"""

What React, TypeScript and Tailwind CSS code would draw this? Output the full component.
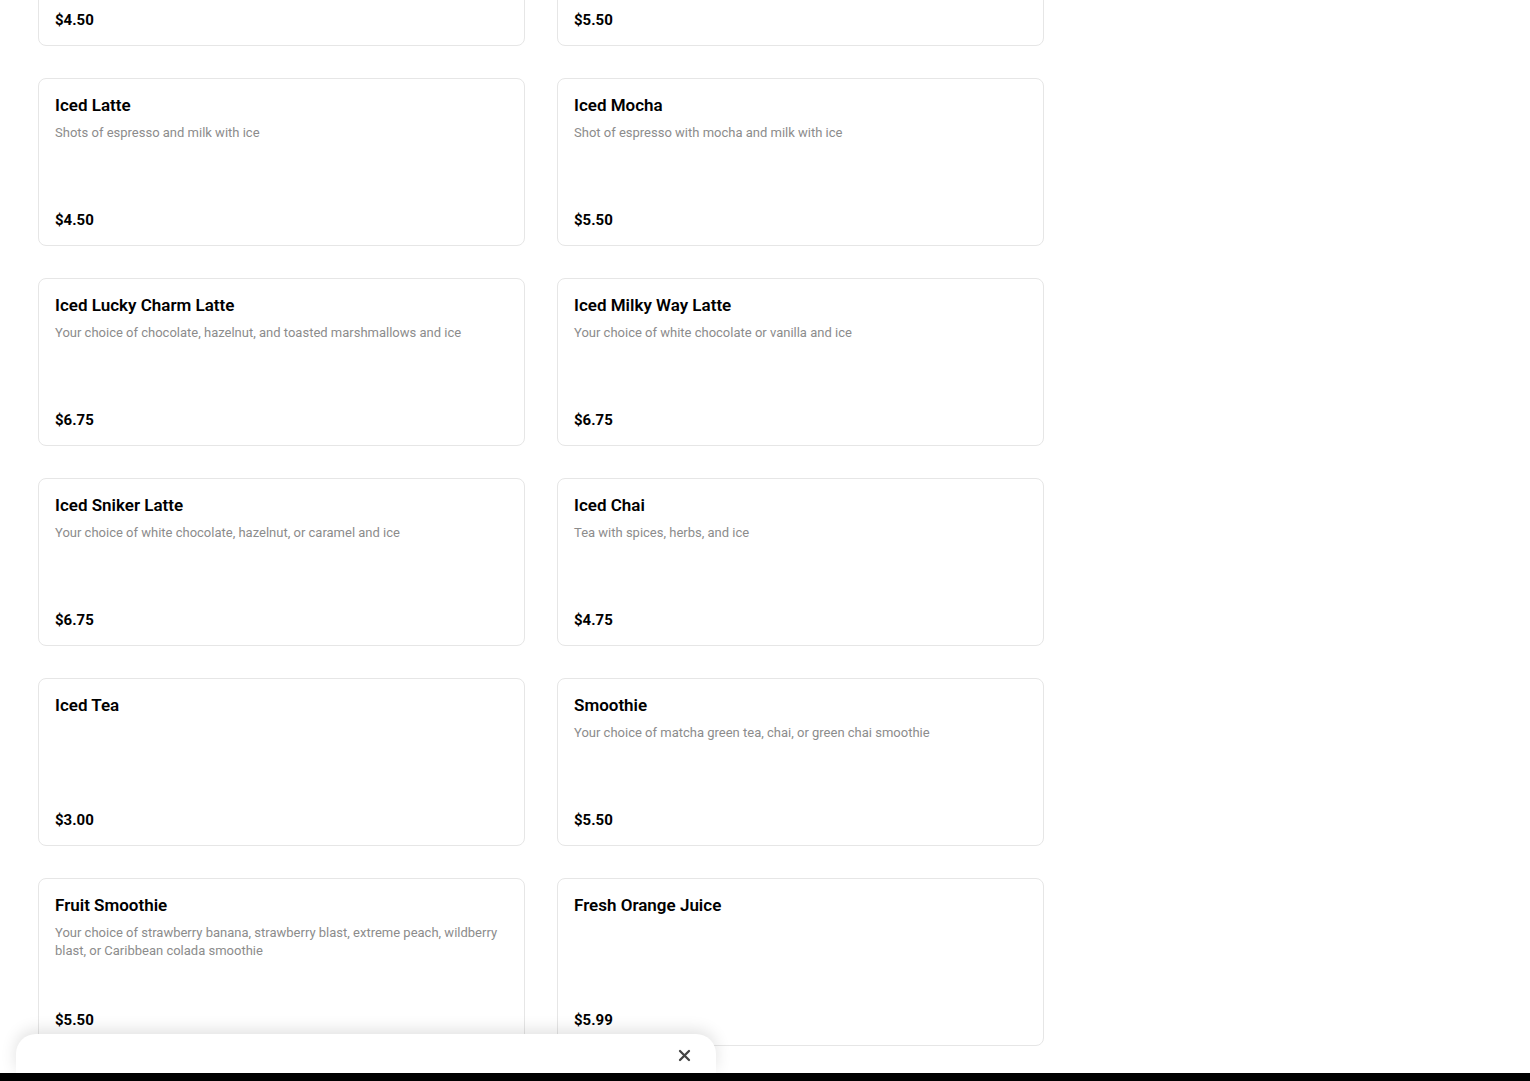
import React from 'react';

type Item = { name: string; desc?: string; price: string };

const items: Item[] = [
  { name: 'Latte', desc: 'Shots of espresso and steamed milk', price: '$4.50' },
  { name: 'Mocha', desc: 'Shot of espresso with mocha and steamed milk', price: '$5.50' },
  { name: 'Iced Latte', desc: 'Shots of espresso and milk with ice', price: '$4.50' },
  { name: 'Iced Mocha', desc: 'Shot of espresso with mocha and milk with ice', price: '$5.50' },
  { name: 'Iced Lucky Charm Latte', desc: 'Your choice of chocolate, hazelnut, and toasted marshmallows and ice', price: '$6.75' },
  { name: 'Iced Milky Way Latte', desc: 'Your choice of white chocolate or vanilla and ice', price: '$6.75' },
  { name: 'Iced Sniker Latte', desc: 'Your choice of white chocolate, hazelnut, or caramel and ice', price: '$6.75' },
  { name: 'Iced Chai', desc: 'Tea with spices, herbs, and ice', price: '$4.75' },
  { name: 'Iced Tea', price: '$3.00' },
  { name: 'Smoothie', desc: 'Your choice of matcha green tea, chai, or green chai smoothie', price: '$5.50' },
  { name: 'Fruit Smoothie', desc: 'Your choice of strawberry banana, strawberry blast, extreme peach, wildberry blast, or Caribbean colada smoothie', price: '$5.50' },
  { name: 'Fresh Orange Juice', price: '$5.99' },
];

function MenuCard({ item }: { item: Item }) {
  return (
    <div className="h-[168px] border border-[#e6e6e6] rounded-lg bg-white px-4 pt-4 pb-[15px] flex flex-col justify-between">
      <div>
        <h3 className="text-[17px] leading-5 font-semibold text-black">{item.name}</h3>
        {item.desc && <p className="mt-[9px] text-[13px] leading-[18px] text-[#8c8c8c]">{item.desc}</p>}
      </div>
      <span className="text-[15px] leading-5 font-bold text-black">{item.price}</span>
    </div>
  );
}

export default function App() {
  return (
    <div className="h-screen overflow-hidden bg-white" style={{ fontFamily: 'Roboto, "Liberation Sans", sans-serif' }}>
      <div className="-mt-[122px] pl-[38px] w-[1044px] grid grid-cols-2 gap-8">
        {items.map((item) => (
          <MenuCard key={item.name} item={item} />
        ))}
      </div>

      <div className="fixed left-0 right-0 bottom-0">
        <div className="ml-4 w-[700px] h-[39px] bg-white rounded-t-[20px] shadow-[0_-4px_16px_rgba(0,0,0,0.12)] flex justify-end items-start pt-[15px] pr-[25px]">
          <button className="text-[#444] leading-none">
            <svg width="13" height="13" viewBox="0 0 13 13">
              <path d="M2 2L11 11M11 2L2 11" stroke="currentColor" strokeWidth="2.3" strokeLinecap="round" />
            </svg>
          </button>
        </div>
        <div className="h-2 bg-black" />
      </div>
    </div>
  );
}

"""

Begin at the first line of the data above and repeat each line exactly, stopping after the line containing "string; desc?: string;". Omit the pictures.

What React, TypeScript and Tailwind CSS code would draw this? Output the full component.
import React from 'react';

type Item = { name: string; desc?: string; price: string };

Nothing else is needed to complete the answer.